1. Pick a proper location and position to execute this maneuver. Choose a location with areas that you'd easily be able to land in during an emergency, such as wide, open fields.
2. Altitude & Heading. Pick a safe entry altitude, avoid going lower than 1'500 AGL for single-engine land aircraft, and expect to lose altitude during the maneuver. Please make note of your heading, because you will need to make sure you return to it during the recovery process.
3. Perform clearing turns. Make sure to have the proper bank angle when performing these turns and expect to continue to look for traffic during the maneuver itself.
Entering the Maneuver
4. Reduce power to the normal approach speed for your aircraft and maintain altitude. Be sure to adjust the pitch attitude, and trim as needed. Turn on the Carb heat if it is equipped on the aircraft.
Performing the Maneuver
5. Once on the white arc(flap-operating range) extend the flaps in increments. You'll want the aircraft set up for the landing configuration.
6. Reduce the power to idle. Avoid improper pitch by maintaining altitude.
7. Pull the yoke back until the nose is level with the horizon. You'll want to keep the aircraft from descending, and then maintain consistent pressure to avoid excessive altitude loss.
8. Continue to apply back pressure on the yoke until imminent or full stall. At that point, you should hear the stall warning horn.
9. You will feel the nose drop during a full stall( this happens when the nose of the aircraft is between 5 to 10 degrees above the horizon).
Power-Off Stall Recovery
10. Reduce some of the back pressure, allowing the momentum to help generate speed, then add power. Manage your rudder pressure properly since the increased power will cause the aircraft to have left-turning tendencies.
11. Once the power is back in full, you can increase back pressure to recover your altitude and stop descending.
12. After stabilizing the aircraft and being able to maintain altitude, remove the flaps one notch at a time. Make sure to confirm a positive rate of climb following each notch.
13. Place in the final flap retraction, reduce power, adjust trim as needed, and transition smoothly into cruise flight and follow cruise checklist.
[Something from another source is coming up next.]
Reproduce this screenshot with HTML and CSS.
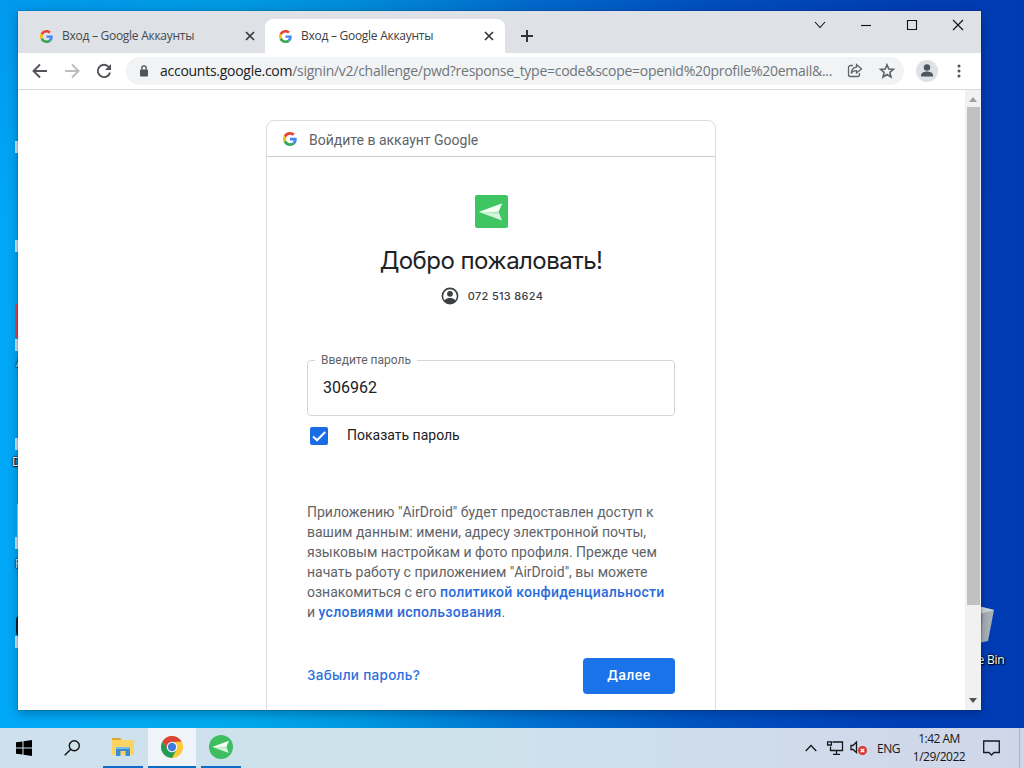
FILE: index.html
```html
<!DOCTYPE html>
<html lang="ru">
<head>
<meta charset="utf-8">
<title>Вход – Google Аккаунты</title>
<link rel="stylesheet" href="styles.css">
</head>
<body>
<svg class="defs" width="0" height="0" aria-hidden="true">
  <symbol id="google" viewBox="0 0 48 48">
    <path fill="#ea4335" d="M24 9.5c3.54 0 6.71 1.22 9.21 3.6l6.85-6.85C35.9 2.38 30.47 0 24 0 14.62 0 6.51 5.38 2.56 13.22l7.98 6.19C12.43 13.72 17.74 9.5 24 9.5z"/>
    <path fill="#4285f4" d="M46.98 24.55c0-1.57-.15-3.09-.38-4.55H24v9.02h12.94c-.58 2.96-2.26 5.48-4.78 7.18l7.73 6c4.51-4.18 7.09-10.36 7.09-17.65z"/>
    <path fill="#fbbc05" d="M10.53 28.59c-.48-1.45-.76-2.99-.76-4.59s.27-3.14.76-4.59l-7.98-6.19C.92 16.46 0 20.12 0 24s.92 7.54 2.56 10.78l7.97-6.19z"/>
    <path fill="#34a853" d="M24 48c6.48 0 11.93-2.13 15.89-5.81l-7.73-6c-2.15 1.45-4.92 2.3-8.16 2.3-6.26 0-11.57-4.22-13.47-9.91l-7.98 6.19C6.51 42.62 14.62 48 24 48z"/>
  </symbol>
  <symbol id="plane" viewBox="0 0 24 24">
    <path fill="#d4f5da" d="M0 12 23 3.500 19.500 11.500 23 20.500z"/>
    <path fill="#f4fff6" d="M0 12 23 3.500 19.500 11.500z"/>
    <path fill="#b4ebc0" d="M4 13 19.500 11.500 20.300 14z"/>
  </symbol>
</svg>
<div class="desktop">
  <div class="shortcut" style="top:141px"></div>
  <div class="shortcut" style="top:240px"></div>
  <div class="shortcut red" style="top:304px"></div>
  <div class="shortcut" style="top:339px"></div>
  <div class="shortcut" style="top:438px"></div>
  <div class="shortcut thin" style="top:504px"></div>
  <div class="shortcut" style="top:537px"></div>
  <div class="shortcut dark" style="top:616px"></div>
  <div class="shortcut" style="top:636px"></div>
  <span class="desk-label" style="left:16px;top:356px">A</span>
  <span class="desk-label" style="left:12px;top:455px">D</span>
  <span class="desk-label" style="left:15px;top:557px">F</span>
  <svg class="bin" width="24" height="44" viewBox="0 0 24 44"><path fill="#a9b3b5" d="M0 3 20 8 14 39 0 42z"/><path fill="#cfd8da" d="M0 3 20 8 9 11 0 9z"/><path fill="#8e999b" d="M0 11 9 12 7 41 0 42z"/></svg>
  <span class="desk-label bin-label">Recycle Bin</span>

  <main class="window">
    <div class="tabstrip">
      <div class="tab">
        <svg class="fav" width="13" height="13"><use href="#google"/></svg>
        <span class="tab-title">Вход – Google Аккаунты</span>
        <svg width="10" height="10" viewBox="0 0 10 10"><path class="close" d="M1 1 9 9M9 1 1 9"/></svg>
      </div>
      <div class="tab active">
        <svg class="fav" width="13" height="13"><use href="#google"/></svg>
        <span class="tab-title">Вход – Google Аккаунты</span>
        <svg width="10" height="10" viewBox="0 0 10 10"><path class="close" d="M1 1 9 9M9 1 1 9"/></svg>
      </div>
      <svg class="plus" width="12" height="12" viewBox="0 0 12 12"><path d="M6 0V12M0 6H12" stroke="#303338" stroke-width="2"/></svg>
      <div class="controls">
        <svg width="12" height="12" viewBox="0 0 12 12"><path d="M1 3 6 8.500 11 3"/></svg>
        <svg width="12" height="12" viewBox="0 0 12 12"><path d="M1 6.500H11"/></svg>
        <svg width="12" height="12" viewBox="0 0 12 12"><path d="M1.500 1.500H10.500V10.500H1.500z"/></svg>
        <svg width="12" height="12" viewBox="0 0 12 12"><path d="M1 1 11 11M11 1 1 11"/></svg>
      </div>
    </div>
    <div class="toolbar">
      <svg class="nav" width="16" height="16" viewBox="0 0 16 16"><path d="M15 8H2M8 1.500 1.500 8 8 14.500"/></svg>
      <svg class="nav disabled" width="16" height="16" viewBox="0 0 16 16"><path d="M1 8H14M8 1.500 14.500 8 8 14.500"/></svg>
      <svg class="nav" width="16" height="16" viewBox="0 0 16 16"><path d="M12.800 4A6.200 6.200 0 1 0 14 9.500"/><path class="solid" d="M15 1V7H9z"/></svg>
      <div class="omnibox">
        <svg width="10" height="12" viewBox="0 0 10 12"><rect x="1" y="4.500" width="8" height="7" rx="1" fill="#505357"/><path d="M2.800 5V3a2.200 2.200 0 0 1 4.400 0V5" fill="none" stroke="#505357" stroke-width="1.300"/></svg>
        <span class="url"><b>accounts.google.com</b>/signin/v2/challenge/pwd?response_type=code&amp;scope=openid%20profile%20email&amp;...</span>
        <svg class="share" width="16" height="16" viewBox="0 0 16 16"><path d="M6 2.500H3.500a2 2 0 0 0-2 2v7a2 2 0 0 0 2 2h7a2 2 0 0 0 2-2V10M9.500 1.500 14.500 6 9.500 10V7.700C7 7.600 5.400 8.500 4.300 10.500 4.500 7 6.300 4.500 9.500 4.200z"/></svg>
        <svg class="star" width="16" height="16" viewBox="0 0 16 16"><path d="M8 1.700 9.800 6 14.400 6.400 10.900 9.400 12 14 8 11.500 4 14 5.100 9.400 1.600 6.400 6.200 6z"/></svg>
      </div>
      <svg class="avatar" width="22" height="22" viewBox="0 0 22 22"><circle cx="11" cy="11" r="11" fill="#dee1e6"/><circle cx="11" cy="7.500" r="3.200" fill="#50555f"/><path d="M5 16.500V15c0-2.500 4-3.500 6-3.500s6 1 6 3.500v1.500z" fill="#50555f"/></svg>
      <svg class="menu" width="4" height="14" viewBox="0 0 4 14" fill="#505357"><circle cx="2" cy="2" r="1.500"/><circle cx="2" cy="7" r="1.500"/><circle cx="2" cy="12" r="1.500"/></svg>
    </div>
    <div class="viewport">
      <section class="card">
        <header class="card-head"><svg width="14" height="14"><use href="#google"/></svg><span>Войдите в аккаунт Google</span></header>
        <div class="card-body">
          <div class="app-icon"><svg width="24" height="24"><use href="#plane"/></svg></div>
          <h1>Добро пожаловать!</h1>
          <div class="account">
            <svg width="18" height="18" viewBox="0 0 18 18"><circle cx="9" cy="9" r="7.600" fill="none" stroke="#3c4043" stroke-width="1.600"/><circle cx="9" cy="6.800" r="2.900" fill="#3c4043"/><path d="M3.300 13.600C5 11.200 7 11 9 11s4 .2 5.700 2.600C13.500 16 11 17 9 17s-4.500-1-5.700-3.400z" fill="#3c4043"/></svg>
            <span>072 513 8624</span>
          </div>
          <div class="field"><span class="label">Введите пароль</span><span class="value">306962</span></div>
          <div class="check"><svg width="18" height="18" viewBox="0 0 18 18"><rect width="18" height="18" rx="2" fill="#1a6be6"/><path d="M3 9.500 7 13.300 15.200 5" fill="none" stroke="#fff" stroke-width="2"/></svg><span>Показать пароль</span></div>
          <p class="terms">Приложению "AirDroid" будет предоставлен доступ к<br>вашим данным: имени, адресу электронной почты,<br>языковым настройкам и фото профиля. Прежде чем<br>начать работу с приложением "AirDroid", вы можете<br>ознакомиться с его <a>политикой конфиденциальности</a><br>и <a>условиями использования</a>.</p>
          <div class="actions"><span class="forgot">Забыли пароль?</span><span class="next">Далее</span></div>
        </div>
      </section>
      <div class="scrollbar">
        <svg width="8" height="5" viewBox="0 0 8 5"><path d="M0 5 4 0 8 5z" fill="#a0a0a0"/></svg>
        <div class="thumb"></div>
        <svg class="down" width="8" height="5" viewBox="0 0 8 5"><path d="M0 0 4 5 8 0z" fill="#505050"/></svg>
      </div>
    </div>
  </main>

  <footer class="taskbar">
    <div class="task"><svg width="16" height="16" viewBox="0 0 16 16"><path d="M0 2.300 6.500 1.400V7.500H0zM7.500 1.200 16 0V7.500H7.500zM0 8.500H6.500V14.600L0 13.700zM7.500 8.500H16V16L7.500 14.800z"/></svg></div>
    <div class="task"><svg width="16" height="16" viewBox="0 0 16 16" fill="none" stroke="#111" stroke-width="1.400"><circle cx="10.300" cy="5.700" r="5"/><path d="M6.800 9.200.7 15.300"/></svg></div>
    <div class="task open files"><svg width="22" height="20" viewBox="0 0 22 20"><path fill="#e3a82a" d="M0 1H8L10 3H0z"/><path fill="#fbd463" d="M0 3H22V18H0z"/><path fill="#3e8ecf" d="M4 10H18V19H13.500V14H8.500V19H4z"/><path fill="#77bdea" d="M4 10H18V12H4z"/></svg></div>
    <div class="task open current"><svg width="22" height="22" viewBox="0 0 22 22"><circle cx="11" cy="11" r="11" fill="#fbc934"/><path fill="#dc4437" d="M1.500 5.500A11 11 0 0 1 20.500 5.500L11 6 6.700 13.500z"/><path fill="#239b56" d="M1.500 5.500A11 11 0 0 0 11 22L15.500 13.500 11 16 6.700 13.500z"/><circle cx="11" cy="11" r="5.200" fill="#fff"/><circle cx="11" cy="11" r="4.200" fill="#3f7ddd"/></svg></div>
    <div class="task open air"><svg width="24" height="24" viewBox="0 0 24 24"><circle cx="12" cy="12" r="12" fill="#3fbd61"/><use href="#plane" x="3.500" y="3.500" width="17" height="17"/></svg></div>
    <div class="tray">
      <svg width="12" height="8" viewBox="0 0 12 8"><path d="M.7 7 6 1.500 11.300 7"/></svg>
      <svg class="net" width="16" height="14" viewBox="0 0 16 14"><path d="M5.500 1H15.500V9.500H3.500V5.500M9.500 10V13M6 13.300H13M.6.800H4.400V4H.6z"/></svg>
      <svg class="snd" width="18" height="16" viewBox="0 0 18 16"><path d="M1 5.500H3L6.500 2V12.500L3 9.500H1z"/><circle cx="12.500" cy="10.500" r="4.500" fill="#d63732"/><path class="mute" d="M10.700 8.700l3.600 3.600m0-3.600-3.600 3.600"/></svg>
      <span class="lang">ENG</span>
      <span class="clock"><span>1:42 AM</span><span>1/29/2022</span></span>
      <svg class="note" width="17" height="16" viewBox="0 0 17 16"><path d="M.7 1H16.300V12.500H11L8.500 15 6 12.500H.7z"/></svg>
    </div>
  </footer>
</div>
</body>
</html>
```
FILE: styles.css
```css
* { box-sizing: border-box; }
body { margin: 0; font-family: Roboto, sans-serif; }
svg { display: block; flex: none; overflow: visible; }
.defs { position: absolute; }
.desktop {
  position: relative; width: 1024px; height: 768px; overflow: hidden;
  display: flex; flex-direction: column; justify-content: space-between;
  background:
    linear-gradient(rgba(0,60,170,.14), rgba(0,110,220,0) 30%, rgba(0,190,240,0) 60%),
    linear-gradient(90deg, #00a8f8 0%, #00aaec 22%, #0098e0 35%, #0070d0 52%, #0050c0 70%, #003eb6 88%, #003bb4 100%);
}
.shortcut { position: absolute; left: 15px; width: 8px; height: 12px; background: #d5e8f8; }
.shortcut.red { height: 34px; background: #e1454c; }
.shortcut.thin { left: 17px; height: 34px; background: #d5e8f8; }
.shortcut.dark { left: 16px; height: 20px; border-radius: 8px; background: #10202c; }
.desk-label { position: absolute; font: 12px/14px "Open Sans", sans-serif; letter-spacing: -.2px; color: #fff; text-shadow: 1px 1px 1px #000, 0 0 2px #000, 0 0 2px #000; }
.bin { position: absolute; left: 974px; top: 602px; }
.bin-label { left: 944px; top: 653px; white-space: nowrap; }

.window {
  position: relative; width: 963px; height: 699px; margin: 11px 0 0 18px;
  display: flex; flex-direction: column; background: #fff;
  box-shadow: 0 0 1px rgba(0,0,0,.6), 0 3px 10px rgba(0,20,60,.35);
}
.tabstrip { height: 42px; flex: none; display: flex; align-items: flex-end; background: #dee1e6; font-family: "Open Sans", sans-serif; }
.tab { width: 247px; height: 34px; display: flex; align-items: center; padding: 0 10px 0 22px; color: #45494d; }
.tab.active { width: 240px; padding: 0 11px 0 14px; border-radius: 8px 8px 0 0; background: #fff; color: #3c4043; }
.fav { margin-right: 9px; }
.tab-title { flex: 1; padding-bottom: 1px; font-size: 12px; letter-spacing: -.27px; white-space: nowrap; }
.close { stroke: #34373b; stroke-width: 1.7; }
.plus { margin: 0 0 11px 16px; }
.controls { margin: 0 17px 0 auto; align-self: flex-start; padding-top: 8px; display: flex; gap: 34px; }
.controls path { fill: none; stroke: #111; stroke-width: 1.1; }

.toolbar { height: 37px; flex: none; display: flex; align-items: center; padding: 0 20px 0 14px; border-bottom: 1px solid #d8dadd; }
.nav { margin-right: 16px; }
.nav path { fill: none; stroke: #505357; stroke-width: 1.9; }
.nav .solid { fill: #505357; stroke: none; }
.nav.disabled path { stroke: #babcbe; }
.omnibox { width: 778px; height: 28px; margin-left: -2px; display: flex; align-items: center; padding: 0 9px 0 13px; border-radius: 14px; background: #f1f3f4; }
.url { width: 689px; margin-left: 11px; font: 14px/20px "Open Sans", sans-serif; letter-spacing: -.27px; color: #70757a; white-space: nowrap; }
.url b { font-weight: 400; color: #202124; }
.share path, .star path { fill: none; stroke: #5f6368; stroke-width: 1.3; }
.share { margin-right: 16px; }
.star path { stroke-width: 1.6; }
.avatar { margin-left: 12px; }
.menu { margin-left: auto; }

.viewport { flex: 1; min-height: 0; display: flex; justify-content: space-between; overflow: hidden; }
.card { width: 450px; height: 660px; margin: 30px 0 0 248px; border: 1px solid #dadce0; border-radius: 8px; }
.card-head { height: 36px; display: flex; align-items: center; gap: 12px; padding: 1px 0 0 16px; border-bottom: 1px solid #c9cbce; font-size: 14px; color: #5f6368; }
.card-head span { padding-top: 2px; }
.card-body { padding: 38px 40px 0; display: flex; flex-direction: column; }
.app-icon { width: 33px; height: 33px; margin: 0 auto; display: flex; align-items: center; justify-content: center; border-radius: 2px; background: #3fc562; }
h1 { margin: 17px 0 0; text-align: center; white-space: nowrap; font: 400 24px/32px Inter, sans-serif; letter-spacing: -.55px; color: #202124; }
.account { margin: 10px 0 0 2px; display: flex; justify-content: center; align-items: center; gap: 9px; font: 500 11px/18px Inter, sans-serif; letter-spacing: .3px; color: #3c4043; }
.field { position: relative; height: 56px; margin-top: 55px; padding: 17px 15px; border: 1px solid #d4d6d9; border-radius: 4px; font-size: 16px; line-height: 20px; color: #202124; }
.label { position: absolute; left: 7px; top: -9px; padding: 0 6px; background: #fff; font-size: 12px; line-height: 16px; color: #5f6368; }
.check { height: 18px; margin: 11px 0 0 3px; display: flex; align-items: center; gap: 19px; font-size: 14px; line-height: 18px; color: #202124; }
.check span { padding-bottom: 2px; }
.terms { margin: 57px -10px 0 0; font-size: 14px; line-height: 20px; color: #5f6368; white-space: nowrap; }
.terms a { font-weight: 500; color: #2a6bdb; letter-spacing: .26px; }
.actions { margin-top: 36px; display: flex; justify-content: space-between; align-items: center; font: 500 13px/20px Inter, sans-serif; }
.forgot { padding-bottom: 2px; font-size: 13.5px; letter-spacing: .3px; color: #2a6fdb; }
.next { width: 92px; height: 36px; line-height: 35px; text-align: center; border-radius: 4px; background: #1a73e8; color: #fff; font-weight: 600; letter-spacing: .45px; }
.scrollbar { width: 16px; display: flex; flex-direction: column; align-items: center; padding: 7px 0; background: #f1f1f1; }
.thumb { width: 13px; height: 498px; margin-top: 5px; background: #c1c1c1; }
.down { margin-top: auto; }

.taskbar { height: 40px; flex: none; position: relative; display: flex; background: linear-gradient(90deg, #cfe0ed, #cde3ec 40%, #d0d6e9); font-family: "Open Sans", sans-serif; }
.taskbar::after { content: ""; position: absolute; right: 4px; top: 0; width: 1px; height: 40px; background: #aab2c6; }
.task { width: 48px; display: flex; align-items: center; justify-content: center; }
.task.open { border-bottom: 2px solid #0b6dc6; }
.files { width: 40px; margin: 0 5px 0 7px; }
.current { background: #eef4fa; }
.air { width: 40px; margin-left: 5px; }
.tray { margin-left: auto; display: flex; align-items: center; padding-right: 24px; color: #15181c; font-size: 12px; }
.tray path { fill: none; stroke: #15181c; stroke-width: 1.3; }
.tray .mute { stroke: #fff; }
.net { margin-left: 10px; }
.snd { margin-left: 7px; }
.lang { margin-left: 9px; letter-spacing: -.5px; }
.clock { width: 58px; margin: 0 15px 0 10px; display: flex; flex-direction: column; align-items: center; line-height: 18px; letter-spacing: -.5px; white-space: nowrap; }
```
Common Errors for Power-Off Stalls
While practicing this maneuver there are several common errors you'll either want to avoid or quickly correct if you find yourself experiencing them.
Failure to perform clearing turns to scan for traffic before the maneuver, and failure to continue to watch for traffic during the maneuver.
Going into the maneuver with an improper pitch attitude
Failure to keep the aircraft in coordinated flight.
Placing too much focus on the turn coordinator or the airspeed indicator.
Failure to disconnect the auto-pilot (if one is on board) before lowering the angle of attack.
Experiencing too much airspeed during the recovery process.
Losing too much altitude during the recovery process.
The aircraft goes into a secondary stall during the recovery process
While similar to "power-off", a power-on stall occurs when you pull the aircraft nose up too high while maintaining full power. You will hit that critical angle of attack where the wings momentarily lose their lifting capabilities.
It's a whole different game from the power-off stall as the plane's engines are working hard, trying to climb. One thing to watch out for is the possibility of a secondary stall, it's an error that happens if recovery isn't handled delicately after the initial power-on stall.
This exercise is needed for pilots to understand the risks of a power-on stall during takeoff. By experiencing and recognizing stall characteristics and how they feel and look, pilots can quickly identify when they have too high of a nose angle while taking off with maximum power.
Learning about stall recovery during takeoff will only enhance a pilot's skills and ensure safer flights in the future.
Remember, mastering stall practice isn't just about knowing the theory; it's about feeling the aircraft's behavior firsthand. As a private pilot, your understanding of flight controls during stall scenarios can be a game-changer.
Keep in mind the entry altitude for stall practice, maintain a positive rate of climb whenever possible, and be vigilant about your power setting. Recognize that a fully developed stall occurs when you least expect it, so stay sharp on recovery techniques.
Also, during landing, make sure that the aircraft's pitch attitude is appropriate to avoid secondary stalls. Practice makes you proficient, so dive into these maneuvers with both caution and confidence, and master them to enhance your flying skills.